The deal in cash and stock will give Verizon full access to the profits from the United States’ largest mobile operator, handing it fresh firepower to invest in its mobile network and fend off challengers in a tough market that is fast becoming even more competitive.
For the British group, the accord will allow it to return 71 percent of the net proceeds — or US$84 billion including all of the stock — to shareholders while also ramping up investment in its networks to set itself apart from rivals.
The deal, in which Verizon will buy Vodafone’s 45 percent stake in Verizon Wireless, is the defining event in the careers of Vittorio Colao and Lowell McAdam, the chief executives of Vodafone and Verizon, respectively. They had succeeded in rebuilding relations between the two sides, long strained by clashes about the Wireless dividend and who would eventually seize full ownership.
McAdam said the two men had initially discussed the possibility of combining Verizon and Vodafone before deciding that the stake sale made more sense for both companies.
He said the companies realized they were close to a deal after they spent the morning together in a hotel in San Francisco, chatting while on the exercise bike in the gym and later over breakfast.
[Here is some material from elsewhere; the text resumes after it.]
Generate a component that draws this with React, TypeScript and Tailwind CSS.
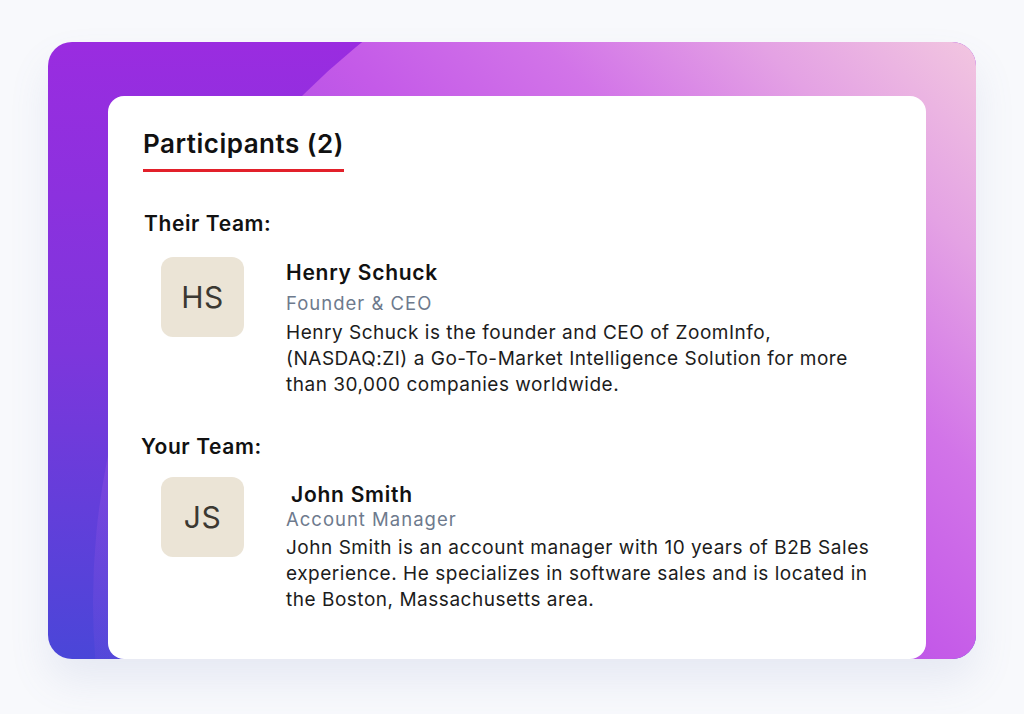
import React from 'react';

interface Person {
  initials: string;
  name: string;
  role: string;
  bio: string[];
}

const theirTeam: Person = {
  initials: 'HS',
  name: 'Henry Schuck',
  role: 'Founder & CEO',
  bio: [
    'Henry Schuck is the founder and CEO of ZoomInfo,',
    '(NASDAQ:ZI) a Go-To-Market Intelligence Solution for more',
    'than 30,000 companies worldwide.',
  ],
};

const yourTeam: Person = {
  initials: 'JS',
  name: 'John Smith',
  role: 'Account Manager',
  bio: [
    'John Smith is an account manager with 10 years of B2B Sales',
    'experience. He specializes in software sales and is located in',
    'the Boston, Massachusetts area.',
  ],
};

interface RowProps {
  person: Person;
  textTop: string;
  nameIndent: string;
  roleGap: string;
  bioGap: string;
}

function PersonRow({ person, textTop, nameIndent, roleGap, bioGap }: RowProps) {
  return (
    <div className="flex items-start pl-[53px]">
      <div className="w-[83px] h-[80px] rounded-[12px] bg-[#ebe4d6] flex items-center justify-center text-[30px] tracking-[0.5px] text-[#3b3832] shrink-0">
        {person.initials}
      </div>
      <div className={`ml-[42px] ${textTop}`}>
        <div className={`text-[21px] font-semibold tracking-[0.75px] text-[#111] leading-[26px] ${nameIndent}`}>
          {person.name}
        </div>
        <div className={`text-[18.5px] tracking-[1px] text-[#6e7a8d] leading-[22px] ${roleGap}`}>{person.role}</div>
        <div className={`text-[19px] tracking-[0.52px] text-[#1c1c1c] leading-[26px] ${bioGap}`}>
          {person.bio.map((line) => (
            <div key={line} className="whitespace-nowrap">
              {line}
            </div>
          ))}
        </div>
      </div>
    </div>
  );
}

export default function App() {
  return (
    <div
      className="w-[1024px] h-[714px] bg-[#f8f9fc] pt-[42px] pl-[48px]"
      style={{ fontFamily: 'Inter, "Noto Sans", sans-serif' }}
    >
      <div className="relative w-[928px] h-[617px] rounded-[24px] overflow-hidden shadow-[0_22px_40px_rgba(110,120,180,0.12)] bg-[linear-gradient(180deg,#9a2ce0_0%,#7d36dc_50%,#4a46d8_100%)]">
        <div className="absolute inset-0 [clip-path:circle(717px_at_762px_560px)] bg-[linear-gradient(225deg,#f2c6e0_0%,#e4a2e4_14%,#d274e8_28%,#c45ae8_42%,rgba(168,88,230,0.6)_62%,rgba(110,80,220,0.15)_100%)]" />
        <div className="relative mt-[54px] ml-[60px] w-[818px] h-[563px] bg-white rounded-[16px] pt-[32px]">
          <div className="pl-[35px]">
            <div className="inline-block">
              <h1 className="text-[26px] font-semibold tracking-[0.5px] text-[#111] leading-[32px]">Participants (2)</h1>
              <div className="h-[3px] bg-[#e2202a] mt-[9px] w-[201px]" />
            </div>
          </div>
          <div className="pl-[36px] mt-[39px] text-[21px] font-semibold tracking-[0.6px] text-[#111] leading-[26px]">
            Their Team:
          </div>
          <div className="mt-[20px]">
            <PersonRow person={theirTeam} textTop="pt-[3px]" nameIndent="" roleGap="mt-[6px]" bioGap="mt-[6px]" />
          </div>
          <div className="pl-[33px] mt-[36px] text-[21px] font-semibold tracking-[0.6px] text-[#111] leading-[26px]">
            Your Team:
          </div>
          <div className="mt-[17px]">
            <PersonRow person={yourTeam} textTop="pt-[5px]" nameIndent="pl-[5px]" roleGap="mt-0" bioGap="mt-[5px]" />
          </div>
        </div>
      </div>
    </div>
  );
}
The deal’s code name was Project River. “We were Hudson, and they were the Thames,” he said, referring to rivers in New York and London.
Under the terms, Vodafone will get US$58.9 billion in cash, US$60.2 billion in Verizon stock, and an additional US$11 billion from smaller transactions in a deal that is due to close in the first quarter of next year.
Third-biggest deal
The deal will become the third-largest announced deal in the world after Vodafone’s US$203 billion takeover of Germany’s Mannesmann in 1999 and AOL’s US$181 billion acquisition of Time Warner the following year. Verizon has also managed to raise one of the largest-ever financing packages at US$60 billion.
“We think we have a balanced approach here,” Colao said, adding that he was “super committed” to the next chapter of the company. “We are reducing our debt level, which will enable the company to be very robust and take opportunities if they arise.”
McAdam said simply that the time was right to buy.
“I think there’s going to be a burst of rocket fuel in the Verizon engine as a result of this transaction,” he said. It was a self-funding transaction because Verizon’s earnings per share will immediately rise by 10 percent, excluding one-time items, he said.
But the extra huge new debt load on Verizon’s books may tie its hands on major investments, analysts said.